SMTC also announced that for the fourth quarter of 2003, revenue is expected to be approximately US$77 million, which is comparable with the Company’s third quarter 2003 revenue of approximately US$77 million. The GAAP net loss per share for the fourth quarter is expected to fall in the range of US$0.11 to US$0.09 per share, which includes nonrecurring restructuring and other charges of approximately US$1 million (or US$0.03 per share). Although the fourth quarter results met management forecasts, they were adversely affected by additional freight and material costs and labour inefficiencies that resulted from vendor credit constraints as compared to the third quarter of 2003.
“We are pleased to announce our new financing transactions,” said Marwan Kubursi, Interim Chief Financial Officer. “We believe these transactions mark an important milestone for the Company by creating financial stability, increasing our liquidity and building confidence amongst our customers and suppliers, while alleviating many of the constraints we have experienced in the previous quarters. Our new capital structure will position SMTC for the future by providing the Company with the financial capacity to support the growth of our customers”.
John Caldwell, Interim President and Chief Executive Officer, commented on SMTC’s turnaround plan and the status of recent initiatives: “The execution of our three-phase plan for SMTC is on track and progressing well. The first phase of the plan involved significant downsizing and operational restructuring through capacity rationalization and headcount reductions. SMTC now has a strong customer focused and operationally competitive footprint. The second phase of the plan was to reduce overall indebtedness and related interest charges, providing the Company with a stable capital structure and the financial capacity for growth. We have been working closely with our lenders and with new sources of capital to implement a financial recapitalization plan. With the three financing commitments now in place, we are well along in achieving our refinancing objectives and creating a stable foundation to build upon. Over the coming months we intend to undertake the third phase of the turnaround. This involves positioning the Company for growth and the development of focused strategies to build revenue and earnings on a sustained basis. Our plan includes supporting the growth requirements of our current customers and attracting new customers in sectors where we have competitive advantage and are able to demonstrate compelling value-added services.”

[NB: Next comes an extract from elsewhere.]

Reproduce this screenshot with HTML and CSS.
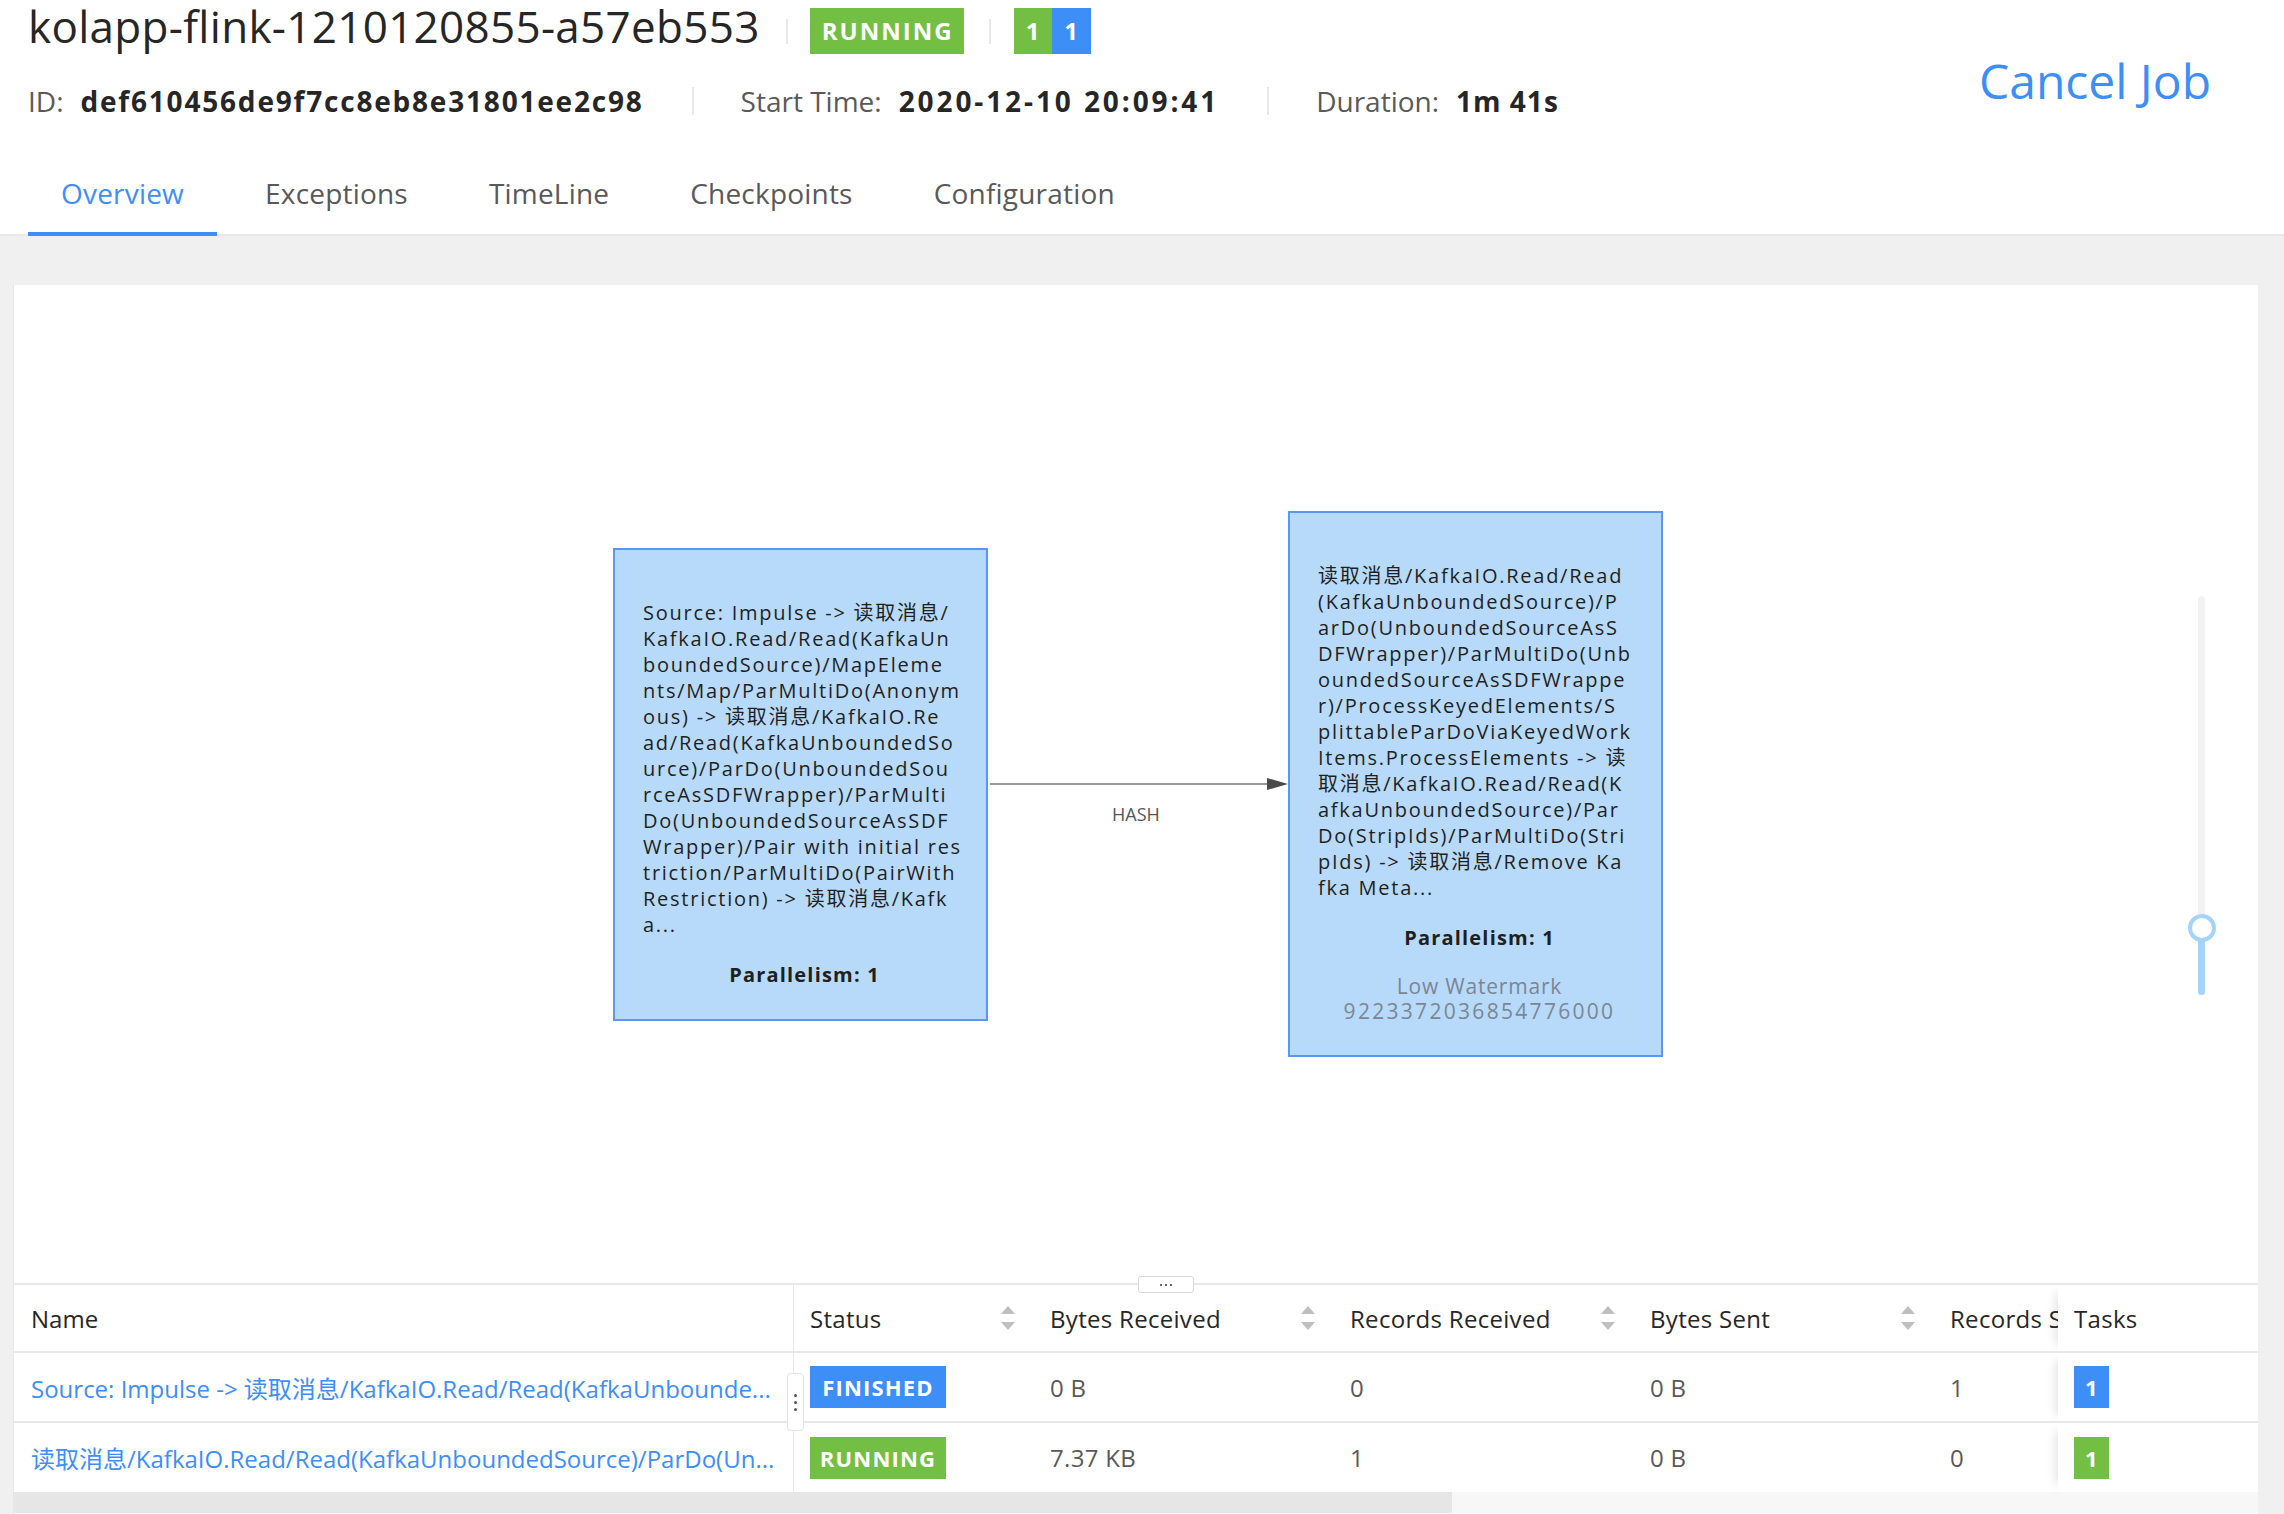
FILE: index.html
```html
<!DOCTYPE html>
<html lang="en">
<head>
<meta charset="utf-8">
<title>kolapp-flink-1210120855-a57eb553</title>
<link rel="stylesheet" href="styles.css">
</head>
<body>
<header class="job-header">
  <div class="head-main">
    <div class="head-info">
      <div class="title-row">
        <h1 class="job-name">kolapp-flink-1210120855-a57eb553</h1>
        <span class="vsep"></span>
        <span class="status-badge running">RUNNING</span>
        <span class="vsep second"></span>
        <span class="task-count"><span class="tc green">1</span><span class="tc blue">1</span></span>
      </div>
      <div class="meta-row">
        <span class="meta-label">ID:</span><span class="meta-value">def610456de9f7cc8eb8e31801ee2c98</span>
        <span class="meta-sep"></span>
        <span class="meta-label">Start Time:</span><span class="meta-value date">2020-12-10 20:09:41</span>
        <span class="meta-sep"></span>
        <span class="meta-label">Duration:</span><span class="meta-value dur">1m 41s</span>
      </div>
    </div>
    <a class="cancel-job">Cancel Job</a>
  </div>
  <nav class="tabs">
    <a class="tab active">Overview</a>
    <a class="tab">Exceptions</a>
    <a class="tab">TimeLine</a>
    <a class="tab">Checkpoints</a>
    <a class="tab">Configuration</a>
  </nav>
</header>

<main class="content">
  <section class="card">
    <div class="graph">
      <svg class="edges" width="2244" height="998" viewBox="0 0 2244 998">
        <line x1="976" y1="499" x2="1256" y2="499" stroke="#9a9a9a" stroke-width="2"/>
        <polygon points="1253,493 1274,499 1253,505" fill="#4a4a4a"/>
        <text x="1122" y="536" text-anchor="middle" class="edge-label">HASH</text>
      </svg>

      <div class="node node-a">
        <div class="node-text">Source: Impulse -&gt; 读取消息/<br>KafkaIO.Read/Read(KafkaUn<br>boundedSource)/MapEleme<br>nts/Map/ParMultiDo(Anonym<br>ous) -&gt; 读取消息/KafkaIO.Re<br>ad/Read(KafkaUnboundedSo<br>urce)/ParDo(UnboundedSou<br>rceAsSDFWrapper)/ParMulti<br>Do(UnboundedSourceAsSDF<br>Wrapper)/Pair with initial res<br>triction/ParMultiDo(PairWith<br>Restriction) -&gt; 读取消息/Kafk<br>a...</div>
        <div class="node-par">Parallelism: 1</div>
      </div>

      <div class="node node-b">
        <div class="node-text">读取消息/KafkaIO.Read/Read<br>(KafkaUnboundedSource)/P<br>arDo(UnboundedSourceAsS<br>DFWrapper)/ParMultiDo(Unb<br>oundedSourceAsSDFWrappe<br>r)/ProcessKeyedElements/S<br>plittableParDoViaKeyedWork<br>Items.ProcessElements -&gt; 读<br>取消息/KafkaIO.Read/Read(K<br>afkaUnboundedSource)/Par<br>Do(StripIds)/ParMultiDo(Stri<br>pIds) -&gt; 读取消息/Remove Ka<br>fka Meta...</div>
        <div class="node-par">Parallelism: 1</div>
        <div class="node-wm">Low Watermark<br><span class="wm-num">9223372036854776000</span></div>
      </div>

      <div class="zoom-slider">
        <div class="zs-track"></div>
        <div class="zs-fill"></div>
        <div class="zs-handle"></div>
      </div>
    </div>

    <div class="table-wrap">
      <span class="split-handle"><i></i><i></i><i></i></span>
      <span class="col-handle"><i></i><i></i><i></i></span>
      <div class="table-scroll">
        <table class="vtable">
          <colgroup>
            <col class="c-name"><col class="c-status"><col class="c-num"><col class="c-num"><col class="c-num"><col class="c-clip"><col class="c-tasks">
          </colgroup>
          <thead>
            <tr>
              <th class="name-cell">Name</th>
              <th><div class="th-in"><span>Status</span><svg class="sorter" width="14" height="24" viewBox="0 0 14 24"><polygon points="0,8 7,0 14,8"/><polygon points="0,16 14,16 7,24"/></svg></div></th>
              <th><div class="th-in"><span>Bytes Received</span><svg class="sorter" width="14" height="24" viewBox="0 0 14 24"><polygon points="0,8 7,0 14,8"/><polygon points="0,16 14,16 7,24"/></svg></div></th>
              <th><div class="th-in"><span>Records Received</span><svg class="sorter" width="14" height="24" viewBox="0 0 14 24"><polygon points="0,8 7,0 14,8"/><polygon points="0,16 14,16 7,24"/></svg></div></th>
              <th><div class="th-in"><span>Bytes Sent</span><svg class="sorter" width="14" height="24" viewBox="0 0 14 24"><polygon points="0,8 7,0 14,8"/><polygon points="0,16 14,16 7,24"/></svg></div></th>
              <th class="clip-cell">Records Sent</th>
              <th class="tasks-cell">Tasks</th>
            </tr>
          </thead>
          <tbody>
            <tr>
              <td class="name-cell"><a class="vlink">Source: Impulse -&gt; 读取消息/KafkaIO.Read/Read(KafkaUnbounde...</a></td>
              <td><span class="tag blue">FINISHED</span></td>
              <td>0 B</td>
              <td>0</td>
              <td>0 B</td>
              <td class="clip-cell">1</td>
              <td class="tasks-cell"><span class="tag-num blue">1</span></td>
            </tr>
            <tr>
              <td class="name-cell"><a class="vlink">读取消息/KafkaIO.Read/Read(KafkaUnboundedSource)/ParDo(Un...</a></td>
              <td><span class="tag green">RUNNING</span></td>
              <td>7.37 KB</td>
              <td>1</td>
              <td>0 B</td>
              <td class="clip-cell">0</td>
              <td class="tasks-cell"><span class="tag-num green">1</span></td>
            </tr>
          </tbody>
        </table>
      </div>
      <div class="hscroll"><div class="hthumb"></div></div>
    </div>
  </section>
</main>
</body>
</html>
```

FILE: styles.css
```css
* { box-sizing: border-box; }
html, body { margin: 0; padding: 0; }
body {
  width: 2284px;
  height: 1514px;
  overflow: hidden;
  background: #f0f0f0;
  font-family: "Open Sans", "Noto Sans CJK SC", sans-serif;
  color: #262626;
}

/* ---------- header ---------- */
.job-header {
  height: 236px;
  background: #fff;
  border-bottom: 2px solid #e8e8e8;
  padding: 8px 0 0 28px;
  display: flex;
  flex-direction: column;
}
.head-main {
  display: flex;
  justify-content: space-between;
  align-items: flex-start;
}
.title-row {
  display: flex;
  align-items: center;
  height: 46px;
}
.job-name {
  margin: 0 0 10px;
  font-size: 44px;
  font-weight: 400;
  line-height: 46px;
  letter-spacing: 0.3px;
  color: #262626;
  white-space: nowrap;
}
.vsep {
  width: 2px;
  height: 25px;
  background: #e8e8e8;
  margin: 0 22px 0 26px;
}
.vsep.second { margin: 0 23px 0 25px; }
.status-badge {
  height: 46px;
  line-height: 46px;
  width: 154px;
  padding-left: 2px;
  text-align: center;
  font-size: 24px;
  font-weight: 700;
  letter-spacing: 2px;
  color: #fff;
}
.status-badge.running { background: #72bf44; }
.task-count { display: flex; height: 46px; }
.tc {
  width: 38px;
  line-height: 46px;
  text-align: center;
  font-size: 24px;
  font-weight: 700;
  color: #fff;
}
.tc.green { background: #72bf44; }
.tc.blue { background: #3d8ef6; width: 39px; }

.meta-row {
  display: flex;
  align-items: center;
  height: 40px;
  margin-top: 27px;
  font-size: 28px;
  line-height: 40px;
  white-space: nowrap;
}
.meta-label { color: #595959; margin-right: 17px; }
.meta-value { font-weight: 700; color: #262626; letter-spacing: 1.8px; }
.meta-value.date { letter-spacing: 2.9px; }
.meta-value.dur { letter-spacing: 1px; }
.meta-sep {
  width: 2px;
  height: 28px;
  background: #e8e8e8;
  margin: 0 47px 0 48px;
}
.cancel-job {
  margin: 45px 73px 0 0;
  font-size: 48px;
  line-height: 56px;
  color: #3d8ef6;
  cursor: pointer;
  white-space: nowrap;
}

.tabs {
  margin-top: auto;
  display: flex;
  height: 113px;
}
.tab {
  position: relative;
  padding: 52px 33px 21px;
  margin-right: 15px;
  font-size: 28px;
  line-height: 40px;
  letter-spacing: 0.2px;
  color: #595959;
  white-space: nowrap;
  cursor: pointer;
}
.tab.active { color: #3d8ef6; }
.tab.active::after {
  content: "";
  position: absolute;
  left: 0;
  right: 0;
  bottom: -2px;
  height: 4px;
  background: #3d8ef6;
}

/* ---------- content ---------- */
.content {
  height: 1278px;
  padding: 49px 26px 0 14px;
}
.card {
  height: 100%;
  background: #fff;
  display: flex;
  flex-direction: column;
  box-shadow: -1px 0 0 #e6e6e6;
}
.graph {
  position: relative;
  height: 998px;
  flex: none;
}
.edges { position: absolute; left: 0; top: 0; }
.edge-label {
  font-family: "Open Sans", sans-serif;
  font-size: 18px;
  fill: #555;
}
.node {
  position: absolute;
  width: 375px;
  background: #b7dafa;
  border: 2px solid #5599f4;
  padding: 50px 20px 31px 28px;
  font-size: 20px;
  line-height: 26px;
  color: #1f1f1f;
  letter-spacing: 1.75px;
}
.node-a { left: 599px; top: 263px; }
.node-b { left: 1274px; top: 226px; }
.node-text { white-space: nowrap; }
.node-par {
  margin-top: 24px;
  text-align: center;
  font-weight: 700;
  letter-spacing: 1.2px;
}
.node-wm {
  margin-top: 23px;
  text-align: center;
  line-height: 25px;
  font-size: 21px;
  color: #7b8694;
  letter-spacing: 0.8px;
  white-space: nowrap;
}
.wm-num { letter-spacing: 2.3px; }

.zoom-slider {
  position: absolute;
  left: 2174px;
  top: 311px;
  width: 28px;
  height: 399px;
}
.zs-track {
  position: absolute;
  left: 10px;
  top: 0;
  width: 7px;
  height: 399px;
  border-radius: 4px;
  background: #f2f2f2;
}
.zs-fill {
  position: absolute;
  left: 10px;
  top: 332px;
  width: 7px;
  height: 67px;
  border-radius: 4px;
  background: #a4d4fb;
}
.zs-handle {
  position: absolute;
  left: 0;
  top: 318px;
  width: 28px;
  height: 28px;
  border-radius: 50%;
  border: 4px solid #a4d4fb;
  background: #fff;
}

/* ---------- table ---------- */
.table-wrap {
  position: relative;
  border-top: 2px solid #e8e8e8;
  flex: 1;
  display: flex;
  flex-direction: column;
}
.split-handle {
  position: absolute;
  left: 1124px;
  top: -9px;
  width: 56px;
  height: 17px;
  background: #fff;
  border: 1px solid #d9d9d9;
  border-radius: 3px;
  display: flex;
  align-items: center;
  justify-content: center;
  gap: 3px;
  z-index: 3;
}
.split-handle i {
  display: block;
  width: 2px;
  height: 2px;
  background: #666;
}
.col-handle {
  position: absolute;
  left: 773px;
  top: 88px;
  width: 17px;
  height: 58px;
  background: #fff;
  border: 1px solid #e3e3e3;
  border-radius: 4px;
  display: flex;
  flex-direction: column;
  align-items: center;
  justify-content: center;
  gap: 4px;
  z-index: 3;
}
.col-handle i {
  display: block;
  width: 3px;
  height: 3px;
  border-radius: 50%;
  background: #555;
}
.table-scroll { overflow: hidden; }
.vtable {
  table-layout: fixed;
  border-collapse: separate;
  border-spacing: 0;
  width: 2244px;
  font-size: 24px;
  letter-spacing: 0.3px;
  color: #595959;
}
.c-name { width: 780px; }
.c-status { width: 240px; }
.c-num { width: 300px; }
.c-clip { width: 124px; }
.c-tasks { width: 200px; }
.vtable th,
.vtable td {
  height: 70px;
  padding: 0 19px 0 16px;
  border-bottom: 2px solid #e8e8e8;
  text-align: left;
  vertical-align: middle;
  white-space: nowrap;
  overflow: hidden;
}
.vtable th {
  font-weight: 400;
  color: #262626;
  height: 68px;
}
.vtable tbody tr:last-child td { height: 69px; border-bottom: 0; }
.vtable .name-cell {
  padding-left: 17px;
  padding-right: 10px;
  border-right: 1px solid #e8e8e8;
  text-overflow: ellipsis;
  letter-spacing: 0;
}
.vtable .clip-cell { padding-right: 0; }
.th-in {
  display: flex;
  align-items: center;
  justify-content: space-between;
}
.sorter { fill: #bfbfbf; flex: none; }
.vlink { color: #3d8ef6; cursor: pointer; }
.tasks-cell {
  background: #fff;
  box-shadow: -10px 0 10px -8px rgba(0, 0, 0, 0.12);
}
.tag {
  display: inline-block;
  width: 136px;
  height: 42px;
  line-height: 42px;
  text-align: center;
  font-size: 22px;
  font-weight: 700;
  letter-spacing: 1.2px;
  color: #fff;
}
.tag-num {
  display: inline-block;
  width: 35px;
  height: 42px;
  line-height: 42px;
  text-align: center;
  font-size: 22px;
  font-weight: 700;
  color: #fff;
}
.blue { background: #3d8ef6; }
.green { background: #72bf44; }

.hscroll {
  height: 21px;
  background: #f7f7f7;
  flex: none;
}
.hthumb {
  width: 1438px;
  height: 100%;
  background: #e6e6e6;
}
```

“Our plans also include the addition of new members to the SMTC management team. We are currently recruiting for a new Chief Financial Officer. Our Interim Chief Financial Officer, Mr. Marwan Kubursi, with his strong corporate finance background has been instrumental in putting the Company’s new financial structure in place and will assist us through an orderly management transition.” Mr. Caldwell continued, “I remain committed to the future success of SMTC as a member of the board of directors and current Interim President and Chief Executive Officer. As we progress through the final phase of the turnaround plan, I will be working closely with the board to identify and appoint a permanent Chief Executive Officer and completing the transition of the Company’s leadership.”
SMTC also announced it is in compliance with all requirements for continued listing on The Nasdaq National Market and, accordingly, the Nasdaq Listing Qualifications Panel has determined to continue the listing of the Company’s securities on The Nasdaq National Market.
About the Company: SMTC Corporation is a global provider of advanced electronic manufacturing services. The Company’s electronics manufacturing, technology and design centers are located in Appleton, Wisconsin, Boston, Massachusetts, San Jose, California, Toronto, Canada, and Chihuahua, Mexico. SMTC offers technology companies and electronics OEMs a full range of value-added services including product design, procurement, prototyping, printed circuit assembly, advanced cable and harness interconnect, high precision enclosures, system integration and test, comprehensive supply chain management, packaging, global distribution and after-sales support. SMTC supports the needs of a growing, diversified OEM customer base primarily within the networking, communications and computing markets. SMTC is a public company incorporated in Delaware with its shares traded on the Nasdaq National Market System under the symbol SMTX and on The Toronto Stock Exchange under the symbol SMX. Visit SMTC’s web site, www.smtc.com for more information about the Company.
The securities being offered have not been registered under the United States Securities Act of 1933, as amended, and may not be offered or sold within the United States absent U.S. registration or an applicable exemption from U.S. registration requirements. This release does not constitute an offer for sale of securities in the United States.
Note for Investors: The statements contained in this release that are not purely historical are forward-looking statements which involve risk and uncertainties that could cause actual results to differ materially from those expressed in the forward-looking statements. These statements may be identified by their use of forward-looking terminology such as “believes”, “expect”, “may”, “should”, “would”, “will”, “intends”, “plans”, “estimates”, “anticipates” and similar words, and include, but are not limited to, statements regarding the expectations, intentions or strategies of SMTC Corporation. For these statements, we claim the protection of the safe harbor for forward-looking statements provisions contained in the Private Securities Litigation Reform Act of 1995. Risks and uncertainties that may cause future results to differ from forward-looking statements include the challenges of managing quickly expanding operations and integrating acquired companies, fluctuations in demand for customers’ products and changes in customers’ product sources, competition in the EMS industry, component shortages, and others discussed in the Company’s most recent filings with securities regulators in the United States and Canada. The forward-looking statements contained in this release are made as of the date hereof and the Company assumes no obligation to update the forward-looking statements, or to update the reasons why actual results could differ materially from those projected in the forward-looking statements.